Henno
Henno

Reputation: 1498

Determining the problematic queries in PostgreSQL

Sometimes a PostgreSQ database I support is overloaded. I need to pinpoint the exact queries that cause the database to be overloaded. I have created a pgFounie output on the relevant time frame: http://bit.ly/f2aikx

In that report there is a row
Query peak: 4 queries/s at 2011-03-15 10:41:06, 2011-03-15 10:44:18, 2011-03-15 10:48:25

It is not clear whether the mentioned timestamps are for the start or end of the peak.

Upvotes: 2

Views: 803

Answers (1)

anon
anon

Reputation:

I'm not sure what the question is, but I'll take a stab at a few things:

The "Query peak" metric is referring to three separate seconds where you saw a peak throughput of 4 queries per second.

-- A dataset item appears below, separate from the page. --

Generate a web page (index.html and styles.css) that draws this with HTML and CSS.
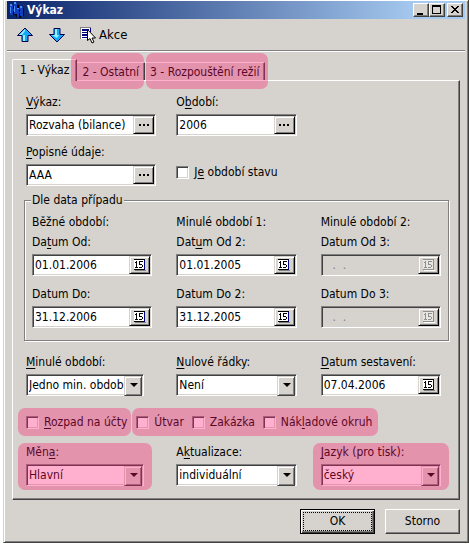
FILE: index.html
```html
<!doctype html>
<html lang="cs"><head>
	<title>Výkaz</title>
	<meta charset="utf-8">
	<link rel="stylesheet" href="styles.css">
</head><body>
	<svg class="symbols" width="0" height="0">
		<symbol id="calendar" viewBox="0 0 12 12">
			<path class="cal-shade" d="M1 11h11v1H1z"/>
			<path class="cal-page" d="M0 1h10v9H0z"/>
			<path class="cal-line" d="M0 0h11v1H0zM0 10h11v1H0z"/>
			<path class="cal-side" d="M10 1h1v10h-1z"/>
			<path class="cal-num" d="M2 2h1v6H2zM1 3h1v1H1zM1 8h3v1H1zM5 2h4v1H5zM5 3h1v2H5zM5 5h3v1H5zM8 6h1v2H8zM5 8h3v1H5z"/>
		</symbol>
	</svg>
	<main class="window">
		<header class="titlebar">
			<svg class="logo" width="16" height="16" viewBox="0 0 16 16">
				<path fill="#080810" d="M4 4h2v9H3zM8 3h2v4H8zM10 8h2v8h-2zM13 6h2v8h-2zM6 12h3v3H7z"/>
				<path fill="#1040c0" d="M1 3h3v10H1zM5 1h3v11H5zM3 7h3v2H3zM8 7h2v8H8zM11 5h3v9h-3zM9 10h3v1H9z"/>
				<path fill="#5090f0" d="M1 2h2v2H1zM5 0h2v2H5zM8 6h2v1H8zM11 4h2v2h-2zM5 4h1v6H5zM1 5h1v6H1z"/>
			</svg>
			<h1>Výkaz</h1>
			<button type="button" class="sysbtn" aria-label="Minimalizovat"><svg width="12" height="10"><path d="M2 8h6v2H2z"/></svg></button>
			<button type="button" class="sysbtn" aria-label="Maximalizovat"><svg width="12" height="10"><path fill-rule="evenodd" d="M1 0h9v9H1zM2 2v6h7V2z"/></svg></button>
			<button type="button" class="sysbtn close" aria-label="Zavřít"><svg width="12" height="10"><path d="M2 1h2v1h1v1h2V2h1V1h2v1H9v1H8v1H7v1h1v1h1v1h1v1H8V7H7V6H5v1H4v1H2V7h1V6h1V5h1V4H4V3H3V2H2z"/></svg></button>
		</header>

		<div class="toolbar">
			<button type="button" class="tool" aria-label="Předchozí">
				<svg width="18" height="16" viewBox="0 0 18 16">
					<path fill="#18a8f8" stroke="#000050" d="M1.5 8.500L9 1l7.500 7.500H12V14.500H6V8.500z"/>
					<path fill="#90f0ff" d="M3 8l6-6v2L6 8zM7 8h2v6H7z"/>
				</svg>
			</button>
			<button type="button" class="tool" aria-label="Další">
				<svg width="18" height="16" viewBox="0 0 18 16">
					<path fill="#18a8f8" stroke="#000050" d="M1.500 7.500H6V1.500H12V7.500H16.500L9 15z"/>
					<path fill="#90f0ff" d="M7 2h2v6h2L9 11 4 8h3z"/>
				</svg>
			</button>
			<button type="button" class="tool action">
				<svg width="17" height="18" viewBox="0 0 17 18">
					<path fill="#808080" d="M0 1h11v12H0z"/>
					<path fill="#fff" d="M1 2h10v11H1z"/>
					<path fill="#000080" d="M2 3h7v2H2zM2 6h7v1H2zM2 8h6v2H2zM2 11h6v1H2zM10 2h1v4h-1z"/>
					<path fill="#fff" stroke="#000" d="M7.500 3.500v11l2.500-2 2 4.500 2-1-2-4h3.500z"/>
				</svg>
				Akce
			</button>
		</div>

		<nav class="tabs" role="tablist">
			<button type="button" role="tab" class="tab active" aria-selected="true">1 - Výkaz</button>
			<button type="button" role="tab" class="tab marked">2 - Ostatní</button>
			<button type="button" role="tab" class="tab marked">3 - Rozpouštění režií</button>
		</nav>

		<form class="panel">
			<div class="row">
				<div class="cell wide">
					<label for="vykaz"><u>V</u>ýkaz:</label>
					<div class="field"><input id="vykaz" type="text" value="Rozvaha (bilance)"><button type="button" class="pick" aria-label="Vybrat výkaz"><i></i><i></i><i></i></button></div>
				</div>
				<div class="cell">
					<label for="obdobi">O<u>b</u>dobí:</label>
					<div class="field"><input id="obdobi" type="text" value="2006"><button type="button" class="pick" aria-label="Vybrat období"><i></i><i></i><i></i></button></div>
				</div>
			</div>
			<div class="row">
				<div class="cell wide">
					<label for="popis"><u>P</u>opisné údaje:</label>
					<div class="field"><input id="popis" type="text" value="AAA"><button type="button" class="pick" aria-label="Vybrat údaje"><i></i><i></i><i></i></button></div>
				</div>
				<label class="check state"><input type="checkbox"><span>J<u>e</u> období stavu</span></label>
			</div>

			<fieldset class="group">
				<legend>Dle data případu</legend>
				<div class="dates">
					<span>Běžné období:</span>
					<span>Minulé období 1:</span>
					<span>Minulé období 2:</span>
				</div>
				<div class="dates">
					<div class="cell">
						<label for="od1">Da<u>t</u>um Od:</label>
						<div class="field"><input id="od1" type="text" value="01.01.2006"><button type="button" class="pick" aria-label="Kalendář"><svg width="12" height="12"><use href="#calendar"/></svg></button></div>
					</div>
					<div class="cell">
						<label for="od2">Dat<u>u</u>m Od 2:</label>
						<div class="field"><input id="od2" type="text" value="01.01.2005"><button type="button" class="pick" aria-label="Kalendář"><svg width="12" height="12"><use href="#calendar"/></svg></button></div>
					</div>
					<div class="cell">
						<label for="od3">Datum Od 3:</label>
						<div class="field off"><input id="od3" type="text" value="  .  ." disabled><button type="button" class="pick" aria-label="Kalendář" disabled><svg width="12" height="12"><use href="#calendar"/></svg></button></div>
					</div>
				</div>
				<div class="dates">
					<div class="cell">
						<label for="do1">Datum Do:</label>
						<div class="field"><input id="do1" type="text" value="31.12.2006"><button type="button" class="pick" aria-label="Kalendář"><svg width="12" height="12"><use href="#calendar"/></svg></button></div>
					</div>
					<div class="cell">
						<label for="do2">Datum Do 2:</label>
						<div class="field"><input id="do2" type="text" value="31.12.2005"><button type="button" class="pick" aria-label="Kalendář"><svg width="12" height="12"><use href="#calendar"/></svg></button></div>
					</div>
					<div class="cell">
						<label for="do3">Datum Do 3:</label>
						<div class="field off"><input id="do3" type="text" value="  .  ." disabled><button type="button" class="pick" aria-label="Kalendář" disabled><svg width="12" height="12"><use href="#calendar"/></svg></button></div>
					</div>
				</div>
			</fieldset>

			<div class="row">
				<div class="cell short">
					<label for="minule"><u>M</u>inulé období:</label>
					<div class="field combo"><select id="minule"><option>Jedno min. období</option></select></div>
				</div>
				<div class="cell">
					<label for="radky"><u>N</u>ulové řádky:</label>
					<div class="field combo"><select id="radky"><option>Není</option></select></div>
				</div>
				<div class="cell">
					<label for="sestaveni"><u>D</u>atum sestavení:</label>
					<div class="field"><input id="sestaveni" type="text" value="07.04.2006"><button type="button" class="pick" aria-label="Kalendář"><svg width="12" height="12"><use href="#calendar"/></svg></button></div>
				</div>
			</div>

			<div class="checks">
				<div class="marked first">
					<label class="check"><input type="checkbox"><span><u>R</u>ozpad na účty</span></label>
				</div>
				<div class="marked rest">
					<label class="check"><input type="checkbox"><span>Útvar</span></label>
					<label class="check"><input type="checkbox"><span>Zakázka</span></label>
					<label class="check"><input type="checkbox"><span>Nák<u>l</u>adové okruh</span></label>
				</div>
			</div>

			<div class="row last">
				<div class="cell short marked">
					<label for="mena">Měn<u>a</u>:</label>
					<div class="field combo"><select id="mena"><option>Hlavní</option></select></div>
				</div>
				<div class="cell">
					<label for="aktualizace">A<u>k</u>tualizace:</label>
					<div class="field combo"><select id="aktualizace"><option>individuální</option></select></div>
				</div>
				<div class="cell marked">
					<label for="jazyk"><u>J</u>azyk (pro tisk):</label>
					<div class="field combo"><select id="jazyk"><option>český</option></select></div>
				</div>
			</div>
		</form>

		<footer class="buttons">
			<button type="button" class="btn default"><span>OK</span></button>
			<button type="button" class="btn"><span>Storno</span></button>
		</footer>
	</main>
</body></html>
```

FILE: styles.css
```css
* {
	box-sizing: border-box;
}

body {
	margin: 0;
	padding: 0 0 1px 3px;
	background: white;
	color: black;
	font: 12px/16px 'DejaVu Sans Condensed', 'DejaVu Sans', sans-serif;
}

button, input, select {
	margin: 0;
	padding: 0;
	border: 0;
	border-radius: 0;
	background: none;
	color: inherit;
	font: inherit;
}

svg {
	display: block;
}

.symbols {
	position: absolute;
}

u {
	text-underline-offset: 2px;
}

.window {
	background: #d6d3ce;
	border-right: 1px solid #404040;
	border-bottom: 1px solid #404040;
	border-left: 1px solid #d6d3ce;
	box-shadow: inset 1px 1px white, inset -1px -1px #808080;
	padding: 1px 3px 8px;
}

/* title bar */

.titlebar {
	display: flex;
	align-items: center;
	height: 18px;
	padding: 0 2px;
	background: linear-gradient(to right, #0a246a, #a6caf0 90%);
	color: white;
}

.titlebar h1 {
	flex: 1;
	margin: 0 0 0 2px;
	font-size: 12px;
	line-height: 18px;
}

.sysbtn {
	width: 16px;
	height: 14px;
	padding: 1px;
	background: #d6d3ce;
	border: 1px solid;
	border-color: white #404040 #404040 white;
	box-shadow: inset -1px -1px #808080;
	fill: black;
}

.close {
	margin-left: 2px;
}

/* toolbar */

.toolbar {
	display: flex;
	align-items: center;
	gap: 14px;
	height: 32px;
	padding: 0 9px;
	border-bottom: 1px solid #808080;
	box-shadow: 0 1px white;
}

.action {
	display: flex;
	align-items: center;
	gap: 2px;
	font-size: 13px;
}

/* tabs */

.tabs {
	display: flex;
	align-items: flex-end;
	margin: 8px 5px 0;
}

.tab {
	position: relative;
	height: 18px;
	padding: 1px 5px 0;
	border-top: 1px solid white;
	border-right: 1px solid #404040;
	box-shadow: inset -1px 0 #808080;
	line-height: 16px;
	white-space: nowrap;
}

.active {
	height: 22px;
	margin-bottom: -1px;
	padding: 0 7px 2px;
	background: #d6d3ce;
	border-left: 1px solid white;
	border-top-left-radius: 2px;
	z-index: 1;
}

/* pink highlight laid over a control */

.marked {
	position: relative;
}

.marked::after {
	content: '';
	position: absolute;
	inset: -1px -8px -4px;
	border-radius: 7px;
	background: rgba(255, 22, 112, .34);
	pointer-events: none;
	z-index: 2;
}

.tab.marked::after {
	inset: -10px 0 -9px -6px;
}

.tab.marked:last-child::after {
	inset: -10px -4px -9px 1px;
}

.checks .marked::after {
	inset: 0;
}

/* form */

.panel {
	margin: 0 5px;
	padding: 13px 18px 13px 13px;
	border: 1px solid;
	border-color: white #404040 #404040 white;
	box-shadow: inset -1px -1px #808080;
}

.row {
	display: grid;
	grid-template-columns: 126fr 120fr 120fr;
	column-gap: 24px;
	margin-bottom: 8px;
}

.last {
	margin-bottom: 0;
}

.cell label {
	display: block;
	margin-bottom: 4px;
	white-space: nowrap;
}

.wide {
	margin-right: -4px;
}

.short {
	margin-right: 8px;
}

.field {
	position: relative;
	display: flex;
	height: 22px;
	padding: 1px;
	background: white;
	border: 1px solid;
	border-color: #808080 white white #808080;
	box-shadow: inset 1px 1px #404040, inset -1px -1px #d6d3ce;
}

.field input, .field select {
	flex: 1;
	min-width: 0;
	width: 0;
	padding-left: 1px;
	outline: 0;
}

.off {
	--cal-ink: #909090;
	--cal-side: #909090;
	--cal-page: #e8e6e2;
	--cal-shade: white;
	background: #d6d3ce;
	color: #808080;
}

.off input {
	padding-left: 3px;
}

.pick {
	display: flex;
	flex: none;
	align-items: center;
	justify-content: center;
	gap: 2px;
	width: 21px;
	background: #d6d3ce;
	border: 1px solid;
	border-color: #d6d3ce black black #d6d3ce;
	box-shadow: inset 1px 1px white, inset -1px -1px #808080;
}

.pick i {
	width: 2px;
	height: 2px;
	background: black;
}

.cal-side {
	fill: var(--cal-side, #000080);
}

.cal-shade {
	fill: var(--cal-shade, #808080);
}

.cal-line, .cal-num {
	fill: var(--cal-ink, black);
}

.cal-page {
	fill: var(--cal-page, white);
}

.combo select {
	appearance: none;
	padding: 0 18px 0 1px;
}

.combo::before {
	content: '';
	position: absolute;
	top: 1px;
	right: 1px;
	width: 16px;
	height: 18px;
	background: #d6d3ce;
	border: 1px solid;
	border-color: #d6d3ce #404040 #404040 #d6d3ce;
	box-shadow: inset 1px 1px white, inset -1px -1px #808080;
	pointer-events: none;
}

.combo::after {
	content: '';
	position: absolute;
	top: 8px;
	right: 5px;
	border: 4px solid transparent;
	border-top-color: black;
	border-bottom: 0;
	pointer-events: none;
}

.check {
	display: flex;
	align-items: center;
	gap: 5px;
	white-space: nowrap;
}

.check input {
	appearance: none;
	flex: none;
	width: 13px;
	height: 13px;
	background: white;
	border: 1px solid;
	border-color: #808080 white white #808080;
	box-shadow: inset 1px 1px #404040, inset -1px -1px #d6d3ce;
}

.state {
	align-self: end;
	height: 28px;
}

.group {
	min-width: 0;
	margin: -2px -8px 13px -2px;
	padding: 6px 7px 12px;
	border: 1px solid #808080;
	box-shadow: inset 1px 1px white, 1px 1px white;
}

.group legend {
	margin-left: -1px;
	padding: 0 1px;
	background: #d6d3ce;
}

.dates {
	display: grid;
	grid-template-columns: repeat(3, 1fr);
	column-gap: 24px;
	margin-bottom: 4px;
	white-space: nowrap;
}

.dates + .dates + .dates {
	margin: 10px 0 0;
}

.checks {
	display: flex;
	gap: 1px;
	margin: 12px 0 8px -8px;
}

.checks .marked {
	display: flex;
	padding: 6px 4px 6px 8px;
}

.checks .rest {
	gap: 8px;
	padding: 6px 6px 6px 4px;
}

/* dialog buttons */

.buttons {
	display: flex;
	justify-content: flex-end;
	gap: 10px;
	padding: 9px 5px 0;
}

.btn {
	width: 75px;
	height: 25px;
	padding: 2px;
	border: 1px solid;
	border-color: white #404040 #404040 white;
	box-shadow: inset -1px -1px #808080;
}

.btn span {
	display: block;
	line-height: 19px;
}

.default {
	border-color: black;
	box-shadow: inset 1px 1px white, inset -1px -1px #404040, inset -2px -2px #808080;
}

.default span {
	border: 1px dotted black;
	line-height: 17px;
}
```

Here's how I would approach pinpointing your problematic queries:

  1. Define "overloaded" for this instance. That will help you determine what is actually causing the problem. Let's assume that overloaded is defined as "slow queries"
  2. Examine slow queries in the pgFouine output. It helpfully groups them in the "Queries that took the most time (N)" section. Looking in there you can also click on "Show Examples" to see a few queries that are giving you grief.
  3. Take a sample of a few of those queries and run an EXPLAIN ANALYZE on them to get actual execution plans.
  4. Look at the other plans running at the same time. These may be causing I/O contention
  5. Analyze the plans yourself or else use http://explain.depesz.com/ to get analysis of your execution plans. Watch for things like table spools.
  6. Tune queries or adjust PostgreSQL settings accordingly.
  7. Rinse and repeat

In the long run, I would change settings in pgFouine to only log queries that execute for over 100ms. You can do that using the log_min_duration_statement setting in the postgresql.conf file.